The six GCC Member States have committed themselves to introducing VAT as part of their efforts to diversify their economies away from natural resources. The United Arab Emirates and the Kingdom of Saudi Arabia will introduce VAT on 1 January 2018.

Although the introduction of VAT is now less than four months away, the UAE has not yet published all of its legislation. The UAE has recently issued its VAT law and three months ago it published its Federal Tax Procedures Law. Currently, the publication of the VAT implementing regulations is still pending. These are supposed to contain a lot of practical details with respect to the implementation. Their publication is expected in the month of October.

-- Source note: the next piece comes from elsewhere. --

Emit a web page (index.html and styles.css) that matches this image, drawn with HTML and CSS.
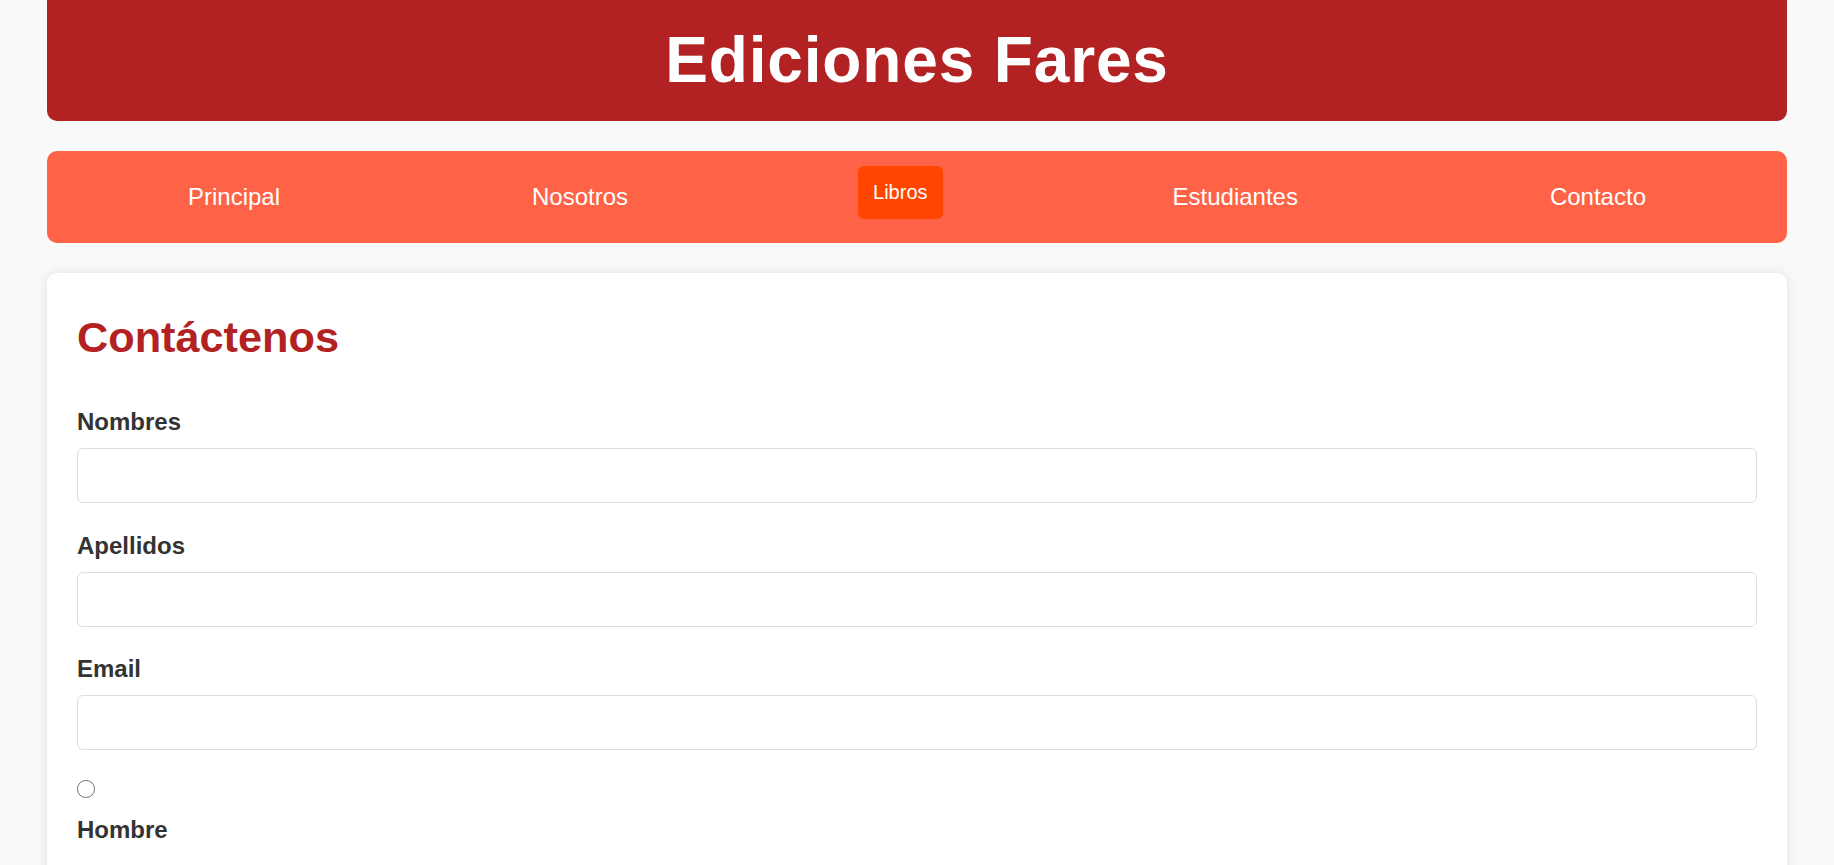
FILE: index.html
```html
<!DOCTYPE html>
<html lang="es">
<head>
<meta charset="utf-8">
<title>Ediciones Fares - Contacto</title>
<link rel="stylesheet" href="styles.css">
</head>
<body>
<div class="page">
  <header class="site-header">
    <h1 class="site-title">Ediciones Fares</h1>
  </header>
  <nav class="main-nav">
    <a class="nav-link" href="#">Principal</a>
    <a class="nav-link" href="#">Nosotros</a>
    <a class="nav-link nav-link-active" href="#">Libros</a>
    <a class="nav-link" href="#">Estudiantes</a>
    <a class="nav-link" href="#">Contacto</a>
  </nav>
  <main class="card">
    <h2 class="card-title">Contáctenos</h2>
    <form class="contact-form">
      <label class="field-label" for="nombres">Nombres</label>
      <input class="field-input" type="text" id="nombres">
      <label class="field-label" for="apellidos">Apellidos</label>
      <input class="field-input" type="text" id="apellidos">
      <label class="field-label" for="email">Email</label>
      <input class="field-input" type="email" id="email">
      <input class="radio" type="radio" name="sexo" id="hombre">
      <label class="field-label" for="hombre">Hombre</label>
    </form>
  </main>
</div>
</body>
</html>
```

FILE: styles.css
```css
html, body {
  margin: 0;
  padding: 0;
}

body {
  background: #f9f9f9;
  font-family: "Liberation Sans", Arial, sans-serif;
  color: #333;
  overflow: hidden;
}

.page {
  padding: 0 47px;
}

.site-header {
  background: #b22222;
  border-radius: 0 0 10px 10px;
  padding: 23px 0 24px;
  text-align: center;
}

.site-title {
  margin: 0;
  font-size: 64px;
  font-weight: bold;
  letter-spacing: 0.85px;
  line-height: normal;
  color: #fff;
}

.main-nav {
  margin-top: 30px;
  background: #ff6347;
  border-radius: 10px;
  padding: 15px;
  display: flex;
  justify-content: space-around;
  align-items: flex-start;
}

.nav-link {
  font-size: 24px;
  color: #fff;
  text-decoration: none;
  padding: 17px 22px;
  line-height: normal;
}

.nav-link-active {
  font-size: 20px;
  padding: 15px;
  background: #ff4500;
  border-radius: 6px;
}

.card {
  margin-top: 30px;
  background: #fff;
  border-radius: 10px;
  box-shadow: 0 0 12px rgba(0, 0, 0, 0.1);
  padding: 40px 30px 30px;
}

.card-title {
  margin: 0 0 46px;
  font-size: 43.25px;
  font-weight: bold;
  color: #b22222;
  line-height: normal;
}

.contact-form {
  display: flex;
  flex-direction: column;
  align-items: stretch;
}

.field-label {
  display: block;
  font-size: 24px;
  font-weight: bold;
  color: #333;
  margin-bottom: 12px;
  line-height: normal;
}

.field-input {
  display: block;
  box-sizing: border-box;
  width: 100%;
  height: 55px;
  border: 1px solid #ddd;
  border-radius: 6px;
  margin: 0 0 28.5px;
  font-size: 20px;
  background: #fff;
}

.radio {
  appearance: none;
  -webkit-appearance: none;
  display: block;
  box-sizing: border-box;
  width: 17.5px;
  height: 17.5px;
  border: 1.5px solid #6f6f6f;
  border-radius: 50%;
  margin: 1.5px 0 18.5px;
  background: #fff;
}
```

Also in October will the excise tax law enter into force, levying a tax on tobacco and tobacco products, carbonated drinks and energy drinks.

These landmark laws will massively impact businesses and consumers in the UAE and beyond.

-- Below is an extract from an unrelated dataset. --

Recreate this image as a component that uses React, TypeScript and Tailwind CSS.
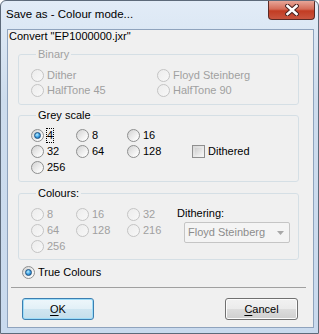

Supplies on which VAT applies

Like in the European Union, VAT will apply on all imports of goods into the UAE and all supplies of goods and services. In other words, it does not apply to a selected list of products or services, but in principle to all.

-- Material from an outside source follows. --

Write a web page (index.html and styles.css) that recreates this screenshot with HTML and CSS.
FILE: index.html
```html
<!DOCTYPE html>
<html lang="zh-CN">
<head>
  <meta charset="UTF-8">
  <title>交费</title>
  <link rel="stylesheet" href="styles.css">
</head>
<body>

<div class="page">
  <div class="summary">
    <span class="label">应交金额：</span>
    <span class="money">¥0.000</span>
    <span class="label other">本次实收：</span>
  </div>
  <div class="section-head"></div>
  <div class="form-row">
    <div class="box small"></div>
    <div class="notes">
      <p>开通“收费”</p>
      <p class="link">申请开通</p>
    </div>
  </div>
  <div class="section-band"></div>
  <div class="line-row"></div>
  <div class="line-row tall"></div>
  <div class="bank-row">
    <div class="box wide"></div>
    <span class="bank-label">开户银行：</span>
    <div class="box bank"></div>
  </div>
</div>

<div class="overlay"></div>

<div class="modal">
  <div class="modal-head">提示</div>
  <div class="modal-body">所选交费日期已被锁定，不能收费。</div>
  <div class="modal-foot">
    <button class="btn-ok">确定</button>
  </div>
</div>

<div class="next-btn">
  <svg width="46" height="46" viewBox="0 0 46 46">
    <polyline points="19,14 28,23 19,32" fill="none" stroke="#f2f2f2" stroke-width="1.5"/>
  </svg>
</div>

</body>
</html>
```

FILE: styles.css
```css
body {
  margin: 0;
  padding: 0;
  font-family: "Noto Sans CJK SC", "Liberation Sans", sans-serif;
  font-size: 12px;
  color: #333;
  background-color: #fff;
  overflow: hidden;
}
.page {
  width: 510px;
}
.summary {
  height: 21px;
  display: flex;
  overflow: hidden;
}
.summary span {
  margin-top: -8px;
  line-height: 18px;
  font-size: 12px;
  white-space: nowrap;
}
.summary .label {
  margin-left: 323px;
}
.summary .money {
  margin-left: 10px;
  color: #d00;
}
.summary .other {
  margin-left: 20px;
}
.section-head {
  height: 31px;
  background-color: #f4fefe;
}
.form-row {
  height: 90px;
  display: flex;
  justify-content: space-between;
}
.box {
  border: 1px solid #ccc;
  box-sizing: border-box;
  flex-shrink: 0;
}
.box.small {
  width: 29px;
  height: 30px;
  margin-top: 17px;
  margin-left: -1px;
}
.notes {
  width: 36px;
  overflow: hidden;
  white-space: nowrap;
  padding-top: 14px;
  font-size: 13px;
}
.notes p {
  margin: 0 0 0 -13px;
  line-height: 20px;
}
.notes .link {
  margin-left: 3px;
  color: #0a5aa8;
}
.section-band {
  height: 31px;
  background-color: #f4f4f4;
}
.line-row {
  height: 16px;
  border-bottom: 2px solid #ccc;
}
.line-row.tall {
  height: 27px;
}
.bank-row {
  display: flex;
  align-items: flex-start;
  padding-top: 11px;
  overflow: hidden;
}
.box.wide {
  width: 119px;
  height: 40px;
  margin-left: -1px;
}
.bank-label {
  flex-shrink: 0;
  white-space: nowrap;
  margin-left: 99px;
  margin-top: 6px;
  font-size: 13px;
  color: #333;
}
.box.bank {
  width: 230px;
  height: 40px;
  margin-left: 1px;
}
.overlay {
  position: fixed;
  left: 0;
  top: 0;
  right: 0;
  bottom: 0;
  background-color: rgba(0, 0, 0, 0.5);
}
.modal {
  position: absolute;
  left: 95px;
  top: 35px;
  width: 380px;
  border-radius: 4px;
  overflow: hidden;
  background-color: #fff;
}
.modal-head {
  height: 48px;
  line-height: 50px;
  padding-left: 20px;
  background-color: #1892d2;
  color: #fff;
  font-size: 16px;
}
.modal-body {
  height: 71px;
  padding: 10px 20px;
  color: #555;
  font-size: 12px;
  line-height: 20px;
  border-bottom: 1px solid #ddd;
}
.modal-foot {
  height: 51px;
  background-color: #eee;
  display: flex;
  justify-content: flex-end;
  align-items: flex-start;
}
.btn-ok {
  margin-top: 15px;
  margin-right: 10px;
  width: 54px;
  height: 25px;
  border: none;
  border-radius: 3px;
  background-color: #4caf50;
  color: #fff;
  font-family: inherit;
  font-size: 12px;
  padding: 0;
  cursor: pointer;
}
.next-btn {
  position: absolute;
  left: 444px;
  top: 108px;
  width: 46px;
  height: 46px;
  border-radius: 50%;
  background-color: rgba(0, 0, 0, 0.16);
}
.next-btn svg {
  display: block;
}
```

Important to note is that VAT on all imports of goods into the UAE need to be paid in the VAT return and not to the customs authorities.

The VAT law also already confirms the policy adopted by the UAE in terms of the exceptions it will make to the rule that all supplies in the UAE are subject to the standard 5% VAT rate. 

Certain supplies are subject to a zero rate instead of 0%. This is comparable to what is sometimes called an exemption with right to recover input VAT.

It entails that VAT is not calculated on the supply, but the supplier can still recover all input VAT. This applies for example for international passenger travel. Flights from Dubai to Riyadh or to a third country will not be subject to VAT.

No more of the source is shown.